* **STORED DATA**

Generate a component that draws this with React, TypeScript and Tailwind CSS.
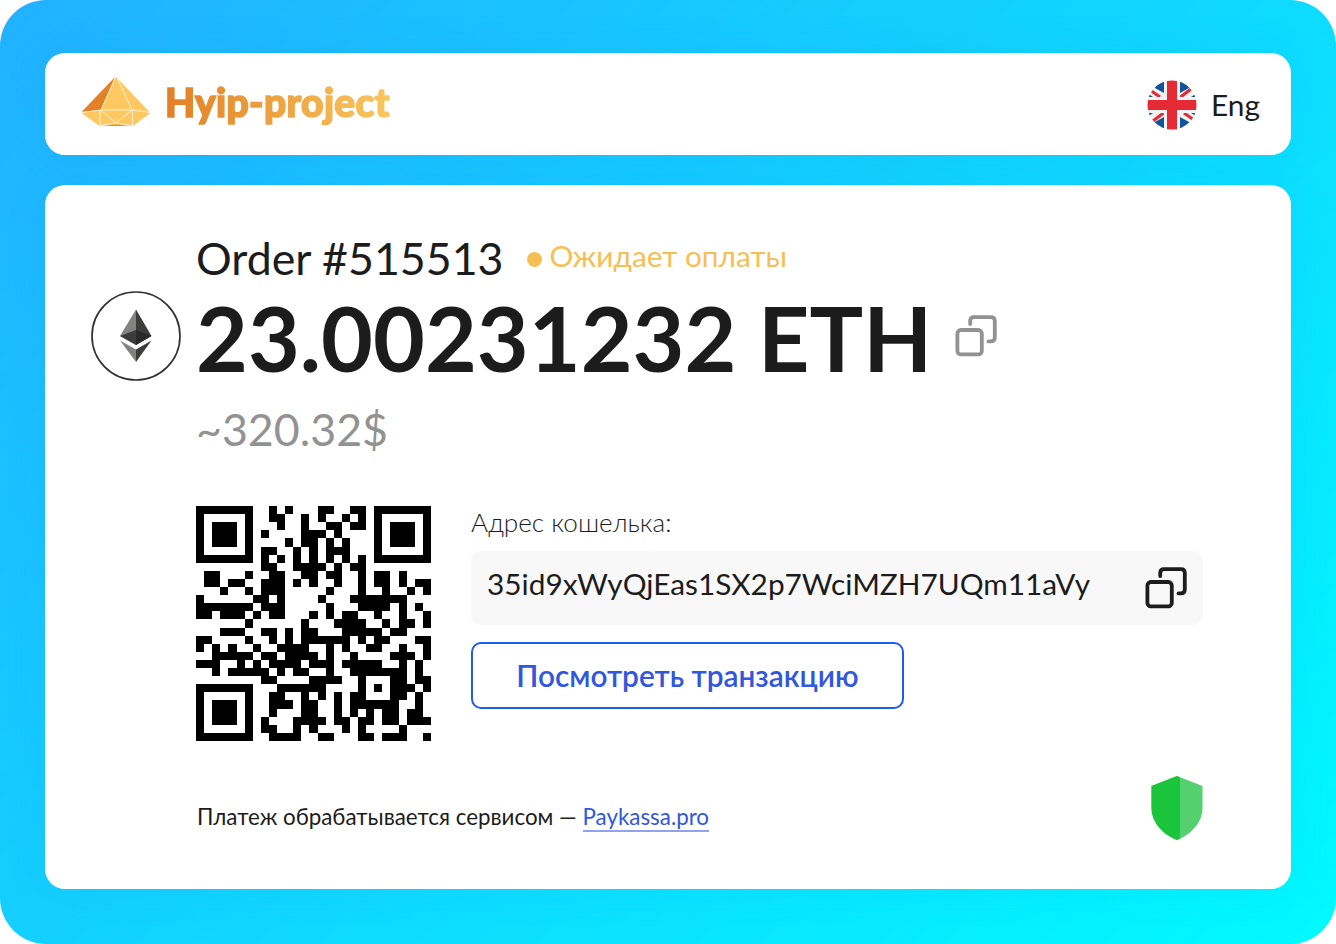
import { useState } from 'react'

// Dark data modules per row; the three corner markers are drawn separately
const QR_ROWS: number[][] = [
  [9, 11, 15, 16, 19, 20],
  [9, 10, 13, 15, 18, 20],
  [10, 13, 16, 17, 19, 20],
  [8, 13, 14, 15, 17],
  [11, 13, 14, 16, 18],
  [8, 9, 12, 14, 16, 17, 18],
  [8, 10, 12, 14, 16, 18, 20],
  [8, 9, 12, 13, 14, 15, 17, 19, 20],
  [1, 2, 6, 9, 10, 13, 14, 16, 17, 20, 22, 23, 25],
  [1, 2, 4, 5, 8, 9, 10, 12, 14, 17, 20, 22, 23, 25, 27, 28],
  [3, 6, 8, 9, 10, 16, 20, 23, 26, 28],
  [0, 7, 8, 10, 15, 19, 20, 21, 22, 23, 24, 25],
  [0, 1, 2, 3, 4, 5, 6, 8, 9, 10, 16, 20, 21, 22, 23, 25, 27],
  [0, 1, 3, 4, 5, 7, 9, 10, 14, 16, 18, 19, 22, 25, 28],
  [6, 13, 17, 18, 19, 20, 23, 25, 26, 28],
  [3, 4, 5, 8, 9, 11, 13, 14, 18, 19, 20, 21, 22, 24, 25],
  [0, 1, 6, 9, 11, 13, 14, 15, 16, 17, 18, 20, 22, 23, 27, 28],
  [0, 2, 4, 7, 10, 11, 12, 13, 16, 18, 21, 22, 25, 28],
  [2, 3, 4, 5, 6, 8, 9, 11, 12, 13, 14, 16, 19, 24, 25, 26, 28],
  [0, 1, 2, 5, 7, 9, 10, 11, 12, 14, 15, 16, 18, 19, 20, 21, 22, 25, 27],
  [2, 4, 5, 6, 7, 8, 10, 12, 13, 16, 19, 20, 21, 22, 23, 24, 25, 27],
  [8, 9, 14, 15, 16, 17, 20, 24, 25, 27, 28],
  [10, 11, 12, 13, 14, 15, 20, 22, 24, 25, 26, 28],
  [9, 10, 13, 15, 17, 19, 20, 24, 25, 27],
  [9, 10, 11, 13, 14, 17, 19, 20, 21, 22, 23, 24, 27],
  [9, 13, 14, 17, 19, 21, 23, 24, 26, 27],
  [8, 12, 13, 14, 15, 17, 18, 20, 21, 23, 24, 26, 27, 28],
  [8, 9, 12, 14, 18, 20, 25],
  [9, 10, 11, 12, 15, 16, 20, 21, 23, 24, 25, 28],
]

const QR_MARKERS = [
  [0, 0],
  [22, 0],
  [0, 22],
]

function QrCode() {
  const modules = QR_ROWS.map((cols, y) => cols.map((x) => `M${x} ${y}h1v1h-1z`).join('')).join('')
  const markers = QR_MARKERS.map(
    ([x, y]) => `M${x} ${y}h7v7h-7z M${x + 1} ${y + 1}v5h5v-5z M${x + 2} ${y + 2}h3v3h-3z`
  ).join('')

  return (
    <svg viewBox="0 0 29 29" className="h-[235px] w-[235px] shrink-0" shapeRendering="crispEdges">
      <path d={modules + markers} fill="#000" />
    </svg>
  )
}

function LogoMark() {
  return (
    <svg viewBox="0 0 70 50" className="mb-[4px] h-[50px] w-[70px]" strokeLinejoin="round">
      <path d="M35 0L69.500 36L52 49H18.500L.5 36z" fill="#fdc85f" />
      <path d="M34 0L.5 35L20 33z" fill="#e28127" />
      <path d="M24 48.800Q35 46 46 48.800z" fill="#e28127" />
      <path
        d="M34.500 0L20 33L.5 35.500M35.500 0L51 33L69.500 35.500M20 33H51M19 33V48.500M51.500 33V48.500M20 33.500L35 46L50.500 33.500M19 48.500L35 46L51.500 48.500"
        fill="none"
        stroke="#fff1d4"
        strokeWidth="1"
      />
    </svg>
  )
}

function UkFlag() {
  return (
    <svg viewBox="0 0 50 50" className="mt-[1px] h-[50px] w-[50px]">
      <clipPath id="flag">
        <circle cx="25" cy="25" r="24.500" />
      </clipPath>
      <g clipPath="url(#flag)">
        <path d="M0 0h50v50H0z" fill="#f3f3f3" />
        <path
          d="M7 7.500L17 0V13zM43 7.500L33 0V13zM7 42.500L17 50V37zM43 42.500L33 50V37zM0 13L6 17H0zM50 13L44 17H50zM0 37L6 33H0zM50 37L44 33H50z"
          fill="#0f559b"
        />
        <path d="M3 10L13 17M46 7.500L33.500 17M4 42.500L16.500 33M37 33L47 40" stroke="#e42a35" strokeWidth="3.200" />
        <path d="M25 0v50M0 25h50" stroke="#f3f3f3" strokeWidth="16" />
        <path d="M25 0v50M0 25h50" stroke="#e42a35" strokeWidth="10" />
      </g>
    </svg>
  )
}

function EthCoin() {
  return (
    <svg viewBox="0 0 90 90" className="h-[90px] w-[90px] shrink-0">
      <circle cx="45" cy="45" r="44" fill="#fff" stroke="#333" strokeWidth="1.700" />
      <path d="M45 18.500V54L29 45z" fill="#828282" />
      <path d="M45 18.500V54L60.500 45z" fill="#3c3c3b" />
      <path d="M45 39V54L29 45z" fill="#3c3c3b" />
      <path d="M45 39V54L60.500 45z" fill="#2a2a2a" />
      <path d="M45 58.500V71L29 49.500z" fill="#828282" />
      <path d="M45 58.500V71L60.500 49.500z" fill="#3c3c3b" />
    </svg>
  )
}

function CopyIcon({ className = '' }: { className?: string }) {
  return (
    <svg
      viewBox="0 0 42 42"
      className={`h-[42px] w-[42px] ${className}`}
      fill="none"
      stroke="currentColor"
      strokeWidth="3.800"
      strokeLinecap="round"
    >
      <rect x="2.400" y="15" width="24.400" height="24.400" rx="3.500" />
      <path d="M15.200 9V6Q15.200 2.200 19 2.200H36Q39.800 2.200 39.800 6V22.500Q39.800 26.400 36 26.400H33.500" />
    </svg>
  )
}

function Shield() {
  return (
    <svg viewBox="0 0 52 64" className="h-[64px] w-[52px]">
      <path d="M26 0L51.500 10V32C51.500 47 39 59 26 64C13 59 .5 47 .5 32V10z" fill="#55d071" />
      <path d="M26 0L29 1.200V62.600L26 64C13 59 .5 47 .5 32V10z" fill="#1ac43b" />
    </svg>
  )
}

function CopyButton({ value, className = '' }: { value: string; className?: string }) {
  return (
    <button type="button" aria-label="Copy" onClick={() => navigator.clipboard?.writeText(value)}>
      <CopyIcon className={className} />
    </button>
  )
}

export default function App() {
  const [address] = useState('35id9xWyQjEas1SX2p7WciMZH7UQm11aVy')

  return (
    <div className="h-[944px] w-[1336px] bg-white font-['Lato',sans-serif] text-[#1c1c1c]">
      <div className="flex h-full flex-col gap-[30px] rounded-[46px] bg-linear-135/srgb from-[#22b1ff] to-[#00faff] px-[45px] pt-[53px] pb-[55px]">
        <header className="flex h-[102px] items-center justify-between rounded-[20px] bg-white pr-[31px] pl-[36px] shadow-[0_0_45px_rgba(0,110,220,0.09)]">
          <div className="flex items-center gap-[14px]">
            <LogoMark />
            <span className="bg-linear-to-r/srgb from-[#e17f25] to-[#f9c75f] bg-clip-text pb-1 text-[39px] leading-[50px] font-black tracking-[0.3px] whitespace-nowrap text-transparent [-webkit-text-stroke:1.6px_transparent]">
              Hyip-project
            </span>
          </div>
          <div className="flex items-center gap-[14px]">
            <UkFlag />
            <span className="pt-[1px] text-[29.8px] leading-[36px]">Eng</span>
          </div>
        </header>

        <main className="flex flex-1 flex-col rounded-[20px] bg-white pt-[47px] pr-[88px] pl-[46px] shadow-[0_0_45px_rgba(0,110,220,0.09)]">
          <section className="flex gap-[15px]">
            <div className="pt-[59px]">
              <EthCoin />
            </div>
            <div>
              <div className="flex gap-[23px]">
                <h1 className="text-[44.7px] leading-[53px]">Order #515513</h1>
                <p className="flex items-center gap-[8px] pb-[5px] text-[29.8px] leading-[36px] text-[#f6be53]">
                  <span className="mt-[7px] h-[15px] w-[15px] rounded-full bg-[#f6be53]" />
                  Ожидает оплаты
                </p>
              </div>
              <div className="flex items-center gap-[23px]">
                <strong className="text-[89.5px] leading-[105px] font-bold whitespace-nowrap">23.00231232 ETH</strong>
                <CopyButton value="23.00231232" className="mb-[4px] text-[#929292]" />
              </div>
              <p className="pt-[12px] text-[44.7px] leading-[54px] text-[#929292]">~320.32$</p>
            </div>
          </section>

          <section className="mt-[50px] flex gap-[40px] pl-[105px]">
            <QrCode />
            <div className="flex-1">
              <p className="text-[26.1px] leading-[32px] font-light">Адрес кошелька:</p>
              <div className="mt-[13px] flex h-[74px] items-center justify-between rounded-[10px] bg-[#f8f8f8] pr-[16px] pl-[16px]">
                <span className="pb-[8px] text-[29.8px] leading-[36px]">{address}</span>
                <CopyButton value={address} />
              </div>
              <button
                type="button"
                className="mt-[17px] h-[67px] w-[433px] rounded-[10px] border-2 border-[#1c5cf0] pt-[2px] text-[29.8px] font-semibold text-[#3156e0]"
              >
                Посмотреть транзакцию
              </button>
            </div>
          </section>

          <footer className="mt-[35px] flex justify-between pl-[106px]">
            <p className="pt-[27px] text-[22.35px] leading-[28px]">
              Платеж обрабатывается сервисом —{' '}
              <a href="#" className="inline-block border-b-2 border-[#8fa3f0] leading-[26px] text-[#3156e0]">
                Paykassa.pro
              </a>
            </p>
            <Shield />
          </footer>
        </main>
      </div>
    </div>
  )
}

---

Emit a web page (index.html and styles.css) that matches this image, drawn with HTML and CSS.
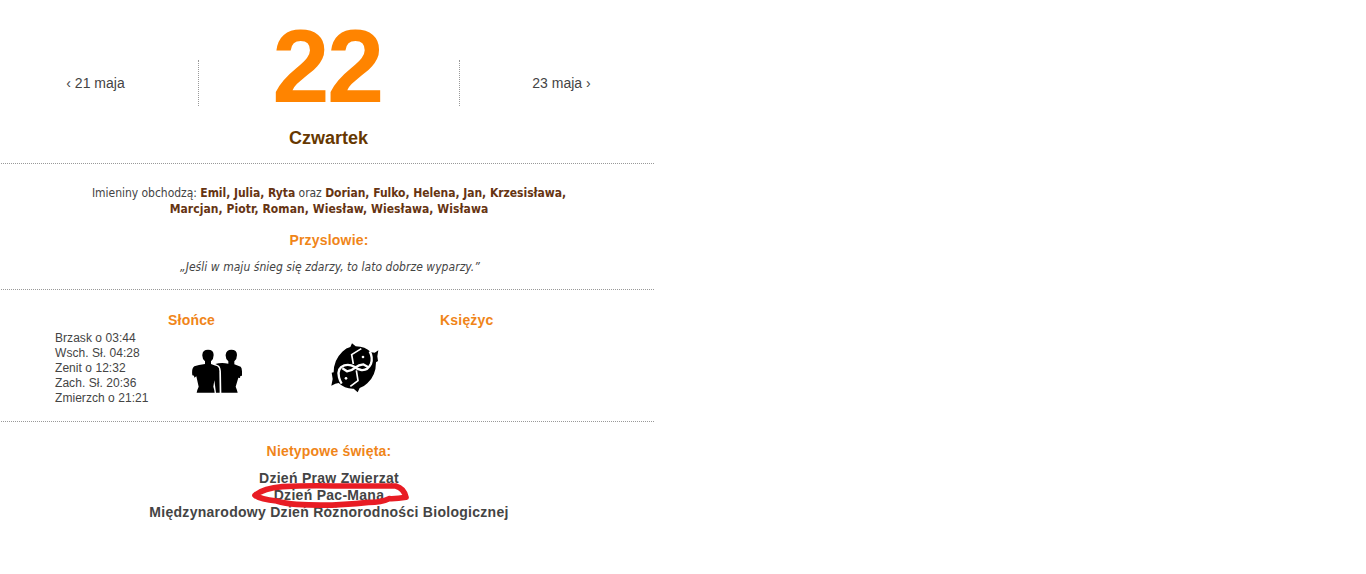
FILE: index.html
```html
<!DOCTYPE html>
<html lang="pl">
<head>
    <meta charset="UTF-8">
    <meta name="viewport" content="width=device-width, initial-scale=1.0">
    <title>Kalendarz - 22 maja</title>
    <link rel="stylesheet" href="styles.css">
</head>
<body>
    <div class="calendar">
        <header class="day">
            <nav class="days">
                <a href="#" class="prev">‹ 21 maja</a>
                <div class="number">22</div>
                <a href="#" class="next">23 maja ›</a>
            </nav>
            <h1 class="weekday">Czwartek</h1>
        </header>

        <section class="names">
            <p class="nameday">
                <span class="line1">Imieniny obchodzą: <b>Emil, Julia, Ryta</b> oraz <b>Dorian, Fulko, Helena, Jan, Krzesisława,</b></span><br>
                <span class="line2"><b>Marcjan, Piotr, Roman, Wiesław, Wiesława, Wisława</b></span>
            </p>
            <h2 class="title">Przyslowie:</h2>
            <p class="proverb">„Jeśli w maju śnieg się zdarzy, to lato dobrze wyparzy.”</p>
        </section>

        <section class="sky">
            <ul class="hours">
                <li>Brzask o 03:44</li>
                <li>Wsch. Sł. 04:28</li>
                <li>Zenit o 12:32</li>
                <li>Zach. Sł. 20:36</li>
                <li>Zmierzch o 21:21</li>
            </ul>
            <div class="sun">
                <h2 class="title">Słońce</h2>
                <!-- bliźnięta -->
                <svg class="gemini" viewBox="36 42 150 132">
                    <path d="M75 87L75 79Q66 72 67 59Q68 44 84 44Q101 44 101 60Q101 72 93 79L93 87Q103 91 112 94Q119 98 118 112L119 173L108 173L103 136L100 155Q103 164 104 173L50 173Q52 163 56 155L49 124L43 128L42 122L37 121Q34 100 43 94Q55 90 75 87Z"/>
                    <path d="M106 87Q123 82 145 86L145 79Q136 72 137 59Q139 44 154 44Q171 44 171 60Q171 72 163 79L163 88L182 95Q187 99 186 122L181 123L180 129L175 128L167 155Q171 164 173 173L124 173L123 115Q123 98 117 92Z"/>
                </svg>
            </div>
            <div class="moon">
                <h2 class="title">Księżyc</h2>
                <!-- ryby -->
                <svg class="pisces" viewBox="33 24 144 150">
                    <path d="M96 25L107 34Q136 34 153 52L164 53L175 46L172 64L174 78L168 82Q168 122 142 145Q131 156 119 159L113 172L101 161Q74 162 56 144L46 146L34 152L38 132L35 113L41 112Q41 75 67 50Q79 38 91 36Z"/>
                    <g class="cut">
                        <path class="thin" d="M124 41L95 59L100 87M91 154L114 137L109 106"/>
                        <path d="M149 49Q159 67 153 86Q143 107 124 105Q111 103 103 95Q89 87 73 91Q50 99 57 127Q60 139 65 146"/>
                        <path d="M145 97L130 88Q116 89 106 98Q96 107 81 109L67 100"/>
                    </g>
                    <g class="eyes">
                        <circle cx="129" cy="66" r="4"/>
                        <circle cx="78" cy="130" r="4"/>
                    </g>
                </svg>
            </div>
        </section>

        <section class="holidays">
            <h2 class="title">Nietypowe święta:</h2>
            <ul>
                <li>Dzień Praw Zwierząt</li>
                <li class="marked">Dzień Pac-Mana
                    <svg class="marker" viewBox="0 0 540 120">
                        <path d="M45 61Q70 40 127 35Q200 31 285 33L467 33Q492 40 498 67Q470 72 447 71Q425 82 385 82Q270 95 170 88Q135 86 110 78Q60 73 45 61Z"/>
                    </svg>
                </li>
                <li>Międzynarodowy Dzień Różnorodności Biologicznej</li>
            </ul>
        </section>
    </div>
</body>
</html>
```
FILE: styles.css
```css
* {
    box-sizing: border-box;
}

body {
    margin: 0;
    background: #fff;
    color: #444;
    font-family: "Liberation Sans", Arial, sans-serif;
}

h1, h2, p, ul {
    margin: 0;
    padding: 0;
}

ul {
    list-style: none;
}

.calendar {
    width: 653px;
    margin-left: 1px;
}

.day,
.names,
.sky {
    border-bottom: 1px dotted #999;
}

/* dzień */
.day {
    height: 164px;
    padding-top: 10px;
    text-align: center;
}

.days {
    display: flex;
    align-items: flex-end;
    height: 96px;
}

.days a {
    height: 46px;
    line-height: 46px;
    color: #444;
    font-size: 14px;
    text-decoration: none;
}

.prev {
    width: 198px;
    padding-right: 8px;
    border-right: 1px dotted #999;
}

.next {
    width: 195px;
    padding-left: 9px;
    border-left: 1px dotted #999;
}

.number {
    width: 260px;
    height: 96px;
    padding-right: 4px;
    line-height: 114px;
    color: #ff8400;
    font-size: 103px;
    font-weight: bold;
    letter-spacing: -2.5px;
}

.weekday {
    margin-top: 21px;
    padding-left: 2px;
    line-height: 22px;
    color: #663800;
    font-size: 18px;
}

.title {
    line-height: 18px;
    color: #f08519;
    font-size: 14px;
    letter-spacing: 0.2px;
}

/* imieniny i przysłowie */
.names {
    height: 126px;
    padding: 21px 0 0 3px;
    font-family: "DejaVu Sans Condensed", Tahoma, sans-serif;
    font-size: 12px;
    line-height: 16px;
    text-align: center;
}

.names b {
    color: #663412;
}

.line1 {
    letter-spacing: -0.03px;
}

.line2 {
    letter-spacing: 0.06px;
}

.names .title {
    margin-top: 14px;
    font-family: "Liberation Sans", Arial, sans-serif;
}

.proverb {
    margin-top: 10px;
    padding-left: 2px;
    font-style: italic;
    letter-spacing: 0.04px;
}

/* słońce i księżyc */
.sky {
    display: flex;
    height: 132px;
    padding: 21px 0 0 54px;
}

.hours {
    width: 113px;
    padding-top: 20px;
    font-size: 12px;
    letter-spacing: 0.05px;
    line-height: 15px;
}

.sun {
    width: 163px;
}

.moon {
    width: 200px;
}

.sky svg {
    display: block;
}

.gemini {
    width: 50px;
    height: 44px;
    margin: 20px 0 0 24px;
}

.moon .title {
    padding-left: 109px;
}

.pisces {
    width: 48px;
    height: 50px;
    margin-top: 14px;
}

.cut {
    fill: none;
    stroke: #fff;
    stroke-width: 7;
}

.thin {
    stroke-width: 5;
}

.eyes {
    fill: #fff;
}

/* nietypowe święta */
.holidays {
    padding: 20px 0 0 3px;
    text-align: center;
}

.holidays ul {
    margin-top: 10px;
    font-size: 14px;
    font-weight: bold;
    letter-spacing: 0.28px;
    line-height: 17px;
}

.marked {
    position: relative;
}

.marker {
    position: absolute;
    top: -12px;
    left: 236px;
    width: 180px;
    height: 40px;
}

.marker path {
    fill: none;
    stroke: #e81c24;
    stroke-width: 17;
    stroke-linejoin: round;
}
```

* **TASK OBJECTIVE**
Which lines hold the word "styles"? Show each one.

* **ANSWER**
Emit a web page (index.html and styles.css) that matches this image, drawn with HTML and CSS.
    <link rel="stylesheet" href="styles.css">
FILE: styles.css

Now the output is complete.